In January 1998, Nationwide's vice president of government relations described the situation with NIICA in an interoffice memo as "significantly accelerating and deteriorating."

In July 1998, the Pennsylvania Insurance Department expressed an official opinion against the proposed just-cause legislation, and the bill ultimately failed in the state legislature.

In August 1998, Nationwide drafted — but never sent — a warning memo headed "Inappropriate Communication" to Fraser. The memo stated that Nationwide was aware of Fraser's communications with the Pennsylvania Insurance Department and the state attorney general.

Citing examples of such communications, the memo asserted that many of these communications included "false statements or unsupported allegations that Nationwide has or intends to violate the law," and that they "have had a damaging effect on the business operations and reputation of Nationwide and its agents."

But the company did send Fraser and all other agents a more general warning letter about "inappropriate communications" with state insurance departments, the media and legislatures.

By late July 1998, the Pennsylvania chapter of NIICA decided to make Nationwide's management in Columbus, Ohio, aware of the agents' opposition to the company's plans to revamp its marketing practices.

NIICA members asked Fraser to prepare a letter to competitors of Nationwide to solicit interest in acquiring the policyholders of the approximately 200 NIICA members in Pennsylvania.

Fraser said the draft of the letter was not intended to suggest that the agents were actually separating from Nationwide, but instead to send a warning that they would leave if Nationwide did not cease the objectionable policies.

But the letter was ultimately sent to at least one competitor.

A copy of the letter ultimately reached Richard Crabtree, a top-ranking executive of Nationwide, and the company began an investigation of Fraser and others to determine if it had been sent to any competing insurance companies.

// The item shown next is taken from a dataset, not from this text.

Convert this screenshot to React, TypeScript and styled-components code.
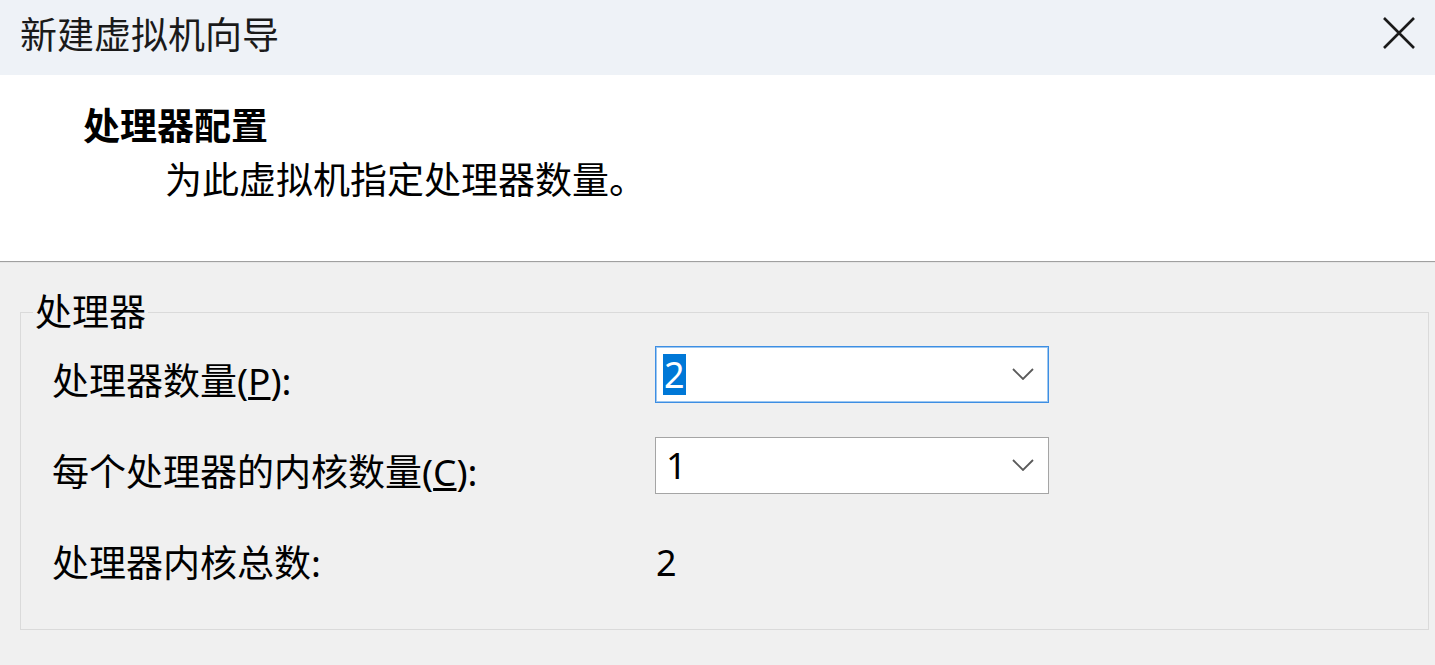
import styled, { createGlobalStyle } from 'styled-components';

const GlobalStyle = createGlobalStyle`
  html, body {
    margin: 0;
    padding: 0;
    background: #f0f0f0;
  }
  body {
    font-family: 'Noto Sans', 'Noto Sans CJK SC', sans-serif;
    color: #000;
  }
`;

const Window = styled.div`
  width: 1435px;
  height: 665px;
  display: flex;
  flex-direction: column;
  overflow: hidden;
`;

const TitleBar = styled.div`
  height: 75px;
  flex: none;
  display: flex;
  align-items: center;
  justify-content: space-between;
  padding: 0 16px 0 20px;
  background: #eef2f7;
`;

const Title = styled.span`
  font-size: 37px;
  line-height: 44px;
  color: #1a1a1a;
  margin-top: -6px;
`;

const CloseButton = styled.button`
  width: 40px;
  height: 40px;
  margin-top: -9px;
  border: none;
  background: transparent;
  padding: 0;
  display: grid;
  place-items: center;
  color: #1a1a1a;
`;

const Header = styled.div`
  height: 187px;
  flex: none;
  background: #fff;
  padding: 29px 0 0 83px;
  box-sizing: border-box;
  border-bottom: 1px solid #a0a0a0;
`;

const HeaderTitle = styled.div`
  font-size: 37px;
  line-height: 44px;
  font-weight: 700;
`;

const HeaderDesc = styled.div`
  font-size: 37px;
  line-height: 44px;
  margin: 10px 0 0 82px;
`;

const Body = styled.div`
  flex: 1;
  background: #f0f0f0;
  border-top: 1px solid #e6e6e6;
  padding: 27px 6px 0 20px;
`;

const Group = styled.fieldset`
  margin: 0;
  padding: 11px 0 45px 31px;
  border: 1px solid #dadada;
  border-radius: 0;
  min-width: 0;
`;

const Legend = styled.legend`
  font-size: 37px;
  line-height: 44px;
  padding: 0 2px;
  margin-left: -19px;
`;

const Rows = styled.div`
  display: flex;
  flex-direction: column;
  gap: 34px;
`;

const Row = styled.div`
  display: grid;
  grid-template-columns: 603px 394px;
  height: 57px;
  align-items: center;
`;

const Label = styled.span`
  font-size: 37px;
  line-height: 44px;
  margin-top: 14px;
  white-space: nowrap;
`;

const Value = styled.span`
  font-size: 36px;
  line-height: 44px;
  margin-top: 14px;
  padding-left: 1px;
`;

const Combo = styled.div<{ $focused?: boolean }>`
  height: 57px;
  box-sizing: border-box;
  border: 1px solid ${({ $focused }) => ($focused ? '#3d8ee3' : '#a5a5a5')};
  box-shadow: ${({ $focused }) => ($focused ? 'inset 0 0 0 1px #9cc7f1' : 'none')};
  background: #fff;
  display: flex;
  align-items: center;
  justify-content: space-between;
  padding: 0 14px 0 7px;
`;

const ComboText = styled.span<{ $selected?: boolean }>`
  font-size: 36px;
  line-height: 41px;
  padding: 0 ${({ $selected }) => ($selected ? '1px' : '3px')};
  background: ${({ $selected }) => ($selected ? '#0078d7' : 'transparent')};
  color: ${({ $selected }) => ($selected ? '#fff' : '#000')};
`;

const Chevron = () => (
  <svg width="22" height="12" viewBox="0 0 22 12">
    <path d="M1 1 L11 11 L21 1" fill="none" stroke="#5a5a5a" strokeWidth="1.8" />
  </svg>
);

export default function App() {
  return (
    <>
      <GlobalStyle />
      <Window>
        <TitleBar>
          <Title>新建虚拟机向导</Title>
          <CloseButton aria-label="关闭">
            <svg width="34" height="34" viewBox="0 0 34 34">
              <path d="M2 2 L32 32 M32 2 L2 32" stroke="#1a1a1a" strokeWidth="2.6" />
            </svg>
          </CloseButton>
        </TitleBar>
        <Header>
          <HeaderTitle>处理器配置</HeaderTitle>
          <HeaderDesc>为此虚拟机指定处理器数量。</HeaderDesc>
        </Header>
        <Body>
          <Group>
            <Legend>处理器</Legend>
            <Rows>
              <Row>
                <Label>
                  处理器数量(<u>P</u>):
                </Label>
                <Combo $focused>
                  <ComboText $selected>2</ComboText>
                  <Chevron />
                </Combo>
              </Row>
              <Row>
                <Label>
                  每个处理器的内核数量(<u>C</u>):
                </Label>
                <Combo>
                  <ComboText>1</ComboText>
                  <Chevron />
                </Combo>
              </Row>
              <Row>
                <Label>处理器内核总数:</Label>
                <Value>2</Value>
              </Row>
            </Rows>
          </Group>
        </Body>
      </Window>
    </>
  );
}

On Aug. 27, 1998, Nationwide's director of electronic communications in Columbus, Gregory Ricker, in the presence of Nationwide's assistant general counsel, Randall Orr, searched Nationwide's electronic file server for e-mail communication indicating whether or not the letter had been sent.

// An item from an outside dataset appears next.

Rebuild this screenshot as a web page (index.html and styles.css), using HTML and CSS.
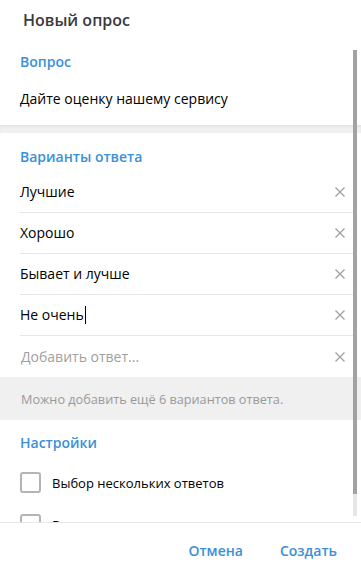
FILE: index.html
```html
<!DOCTYPE html>
<html lang="ru">
<head>
<meta charset="utf-8">
<link rel="stylesheet" href="styles.css">
</head>
<body>
<div class="dialog">
  <div class="title">Новый опрос</div>
  <div class="scroll">
    <div class="content">
      <div class="section question-section">
        <div class="label">Вопрос</div>
        <div class="question">Дайте оценку нашему сервису</div>
      </div>
      <div class="sep"></div>
      <div class="section">
        <div class="label">Варианты ответа</div>
        <div class="options">
          <div class="opt"><span class="opt-text">Лучшие</span><svg class="x" viewBox="0 0 10 10"><path d="M0.5 0.5L9.5 9.5M9.5 0.5L0.5 9.5"/></svg></div>
          <div class="opt"><span class="opt-text">Хорошо</span><svg class="x" viewBox="0 0 10 10"><path d="M0.5 0.5L9.5 9.5M9.5 0.5L0.5 9.5"/></svg></div>
          <div class="opt"><span class="opt-text">Бывает и лучше</span><svg class="x" viewBox="0 0 10 10"><path d="M0.5 0.5L9.5 9.5M9.5 0.5L0.5 9.5"/></svg></div>
          <div class="opt"><span class="opt-text">Не очень<span class="caret"></span></span><svg class="x" viewBox="0 0 10 10"><path d="M0.5 0.5L9.5 9.5M9.5 0.5L0.5 9.5"/></svg></div>
          <div class="opt"><span class="opt-text placeholder">Добавить ответ...</span><svg class="x" viewBox="0 0 10 10"><path d="M0.5 0.5L9.5 9.5M9.5 0.5L0.5 9.5"/></svg></div>
        </div>
      </div>
      <div class="hint">Можно добавить ещё 6 вариантов ответа.</div>
      <div class="section">
        <div class="label">Настройки</div>
        <div class="checks">
          <div class="check"><span class="box"></span><span>Выбор нескольких ответов</span></div>
          <div class="check"><span class="box"></span><span>Викторина</span></div>
        </div>
      </div>
    </div>
    <div class="scrollbar"><div class="thumb"></div></div>
  </div>
  <div class="footer">
    <span class="btn">Отмена</span>
    <span class="btn">Создать</span>
  </div>
</div>
</body>
</html>
```

FILE: styles.css
```css
* { box-sizing: border-box; }
html, body { margin: 0; padding: 0; background: #fff; }
body {
  font-family: "Open Sans", "Liberation Sans", sans-serif;
  font-size: 14px;
  color: #000;
}
.dialog {
  width: 361px;
  height: 576px;
  display: flex;
  flex-direction: column;
  overflow: hidden;
  background: #fff;
}
.title {
  flex: none;
  height: 42px;
  padding: 9px 0 0 23px;
  font-size: 16px;
  line-height: 22px;
  font-weight: 600;
  color: #3a3a3a;
}
.scroll {
  position: relative;
  flex: none;
  height: 480px;
  overflow: hidden;
}
.content { display: flex; flex-direction: column; }
.section { padding: 0 0 0 20px; }
.label {
  color: #3a90d8;
  font-weight: 600;
  font-size: 14px;
  line-height: 20px;
  padding-top: 10px;
}
.question {
  padding-top: 17px;
  padding-bottom: 16px;
  line-height: 20px;
}
.sep {
  height: 8px;
  background: #f0f0f0;
  box-shadow: inset 0 2px 2px rgba(0,0,0,0.05);
}
.sep + .section .label { padding-top: 14px; }
.options { margin-top: 5px; margin-right: 8px; }
.opt {
  height: 41px;
  display: flex;
  align-items: center;
  justify-content: space-between;
  border-bottom: 1px solid #e6e6e6;
  padding-right: 8px;
}
.opt:last-child { border-bottom: none; }
.opt-text { line-height: 20px; display: flex; align-items: center; }
.placeholder { color: #a0a0a0; padding-left: 1px; }
.caret {
  display: inline-block;
  width: 1px;
  height: 18px;
  background: #000;
  margin-left: 1px;
}
.x { width: 10px; height: 10px; }
.x path { stroke: #a3a3a3; stroke-width: 1.4; fill: none; }
.hint {
  height: 43px;
  background: #f0f0f0;
  display: flex;
  align-items: center;
  padding-left: 21px;
  font-size: 12.7px;
  color: #999;
}
.hint + .section .label { padding-top: 13px; }
.checks { margin-top: 19px; display: flex; flex-direction: column; gap: 21px; }
.check {
  display: flex;
  align-items: center;
  gap: 11px;
  height: 21px;
  font-size: 13px;
}
.box {
  width: 21px;
  height: 21px;
  border: 2px solid #b4b4b4;
  border-radius: 3px;
  flex: none;
}
.scrollbar {
  position: absolute;
  right: 4px;
  top: 8px;
  width: 4px;
  height: 466px;
  background: #e6e6e6;
}
.thumb { height: 444px; background: #a2a2a2; }
.footer {
  flex: 1;
  border-top: 1px solid #e6e6e6;
  display: flex;
  justify-content: flex-end;
  align-items: center;
  gap: 37px;
  padding: 2px 24px 0 0;
}
.btn {
  color: #3a90d8;
  font-weight: 600;
  font-size: 14px;
}
```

Ricker opened the stored e-mail of Fraser and other agents. Ricker ultimately found an exchange of e-mails between Fraser and Lon McAllister, an agent of Nationwide at the time, indicating that the letter had been sent to at least one competitor.

Significantly, the messages retrieved from Nationwide's storage site had already been sent by Fraser and received by McAllister.

On Sept. 2, 1998, Nationwide canceled Fraser's agent's agreement.

In his lawsuit, Fraser's lawyer, Anita F. Alberts, argued that Nationwide illegally intercepted his e-mail in violation of the Federal Wiretap Act and the Pennsylvania Wiretap Act as well as the federal and state Stored Communications Acts.

But Nationwide's lawyer, Curtis P. Cheyney of Swartz Campbell & Detweiler, argued that none of the laws were violated since the retrieval occurred long after the transmission was complete.

Brody found that the federal Wiretap Act and Stored Communications Act are "derivatives of the original wiretap law enacted in 1968," and that both of the newer laws were enacted as part of the Electronic Communications Privacy Act of 1986.

ECPA, she said, added "electronic communication" both to the definition of the wiretap offense and to the definition of "intercept" so that the law now protects against unauthorized interception of electronic communications.

But the law is not a model of clarity, Brody said, and "courts and scholars have struggled to determine the precise boundaries of and also the intended relationship between the Wiretap Act and the Stored Communications Act by looking to the language of the statute, legislative history, and a basic understanding of communication technology."

Due to the obvious meaning of the term "interception," Brody found there is no violation of the laws where the accessing of an e-mail occurs after it has been received by the intended recipient.

"Interception of a communication occurs when transmission is interrupted, or in other words when the message is acquired after it has been sent by the sender, but before it is received by the recipient," she wrote.

E-mail, she said, compares perfectly with voice mail, and courts have held that accessing a voice mail violates wiretap laws only when it occurs prior to the recipient's having a chance to listen to it for a first time, but not when it is simply retrieved from storage.

"If a third party obtains access to the recipient's personal mailbox and retrieves a saved message after the recipient has heard the message, there is no interception," she wrote.

"The only relevant difference between a voice-mail system and an e-mail system is that e-mail is stored in two different types of storage during the course of transmission — intermediate storage and back-up protection storage. Retrieval of an e-mail message from either intermediate or back-up protection storage is interception; retrieval of an e-mail message from post-transmission storage, where the message remains after transmission is complete, is not interception."

NO WRONGFUL DISCHARGE

Brody also rejected Fraser's claim of wrongful discharge, saying he failed to meet the test for establishing a public policy exception to the at-will employment doctrine.

Fraser claimed Nationwide terminated him because of his reports to state authorities of the company's alleged unlawful practices, his leadership role in NIICA and his responsibility for drafting the letter to Nationwide's competitors.

But Brody found that "freedom of expression is not an absolute right in the employment context and is frequently balanced against interests of the employer. Thus, even if Nationwide terminated Fraser solely for the purpose of discouraging these particular First Amendment activities, the courts will not second-guess Nationwide's decision to exercise its right under the at-will employment doctrine to terminate its relationship with Fraser."

Similarly, Brody rejected Fraser's claim that Nationwide violated his free speech rights under the Pennsylvania constitution.

"Although there still may be instances where the Pennsylvania Constitution reaches private conduct, this case is not one," Brody wrote.

"Nationwide is a private corporation and a private actor under the law ... . Therefore, Nationwide's decision to terminate Fraser's Agent's Agreement is not subject to constitutional requirements," she wrote.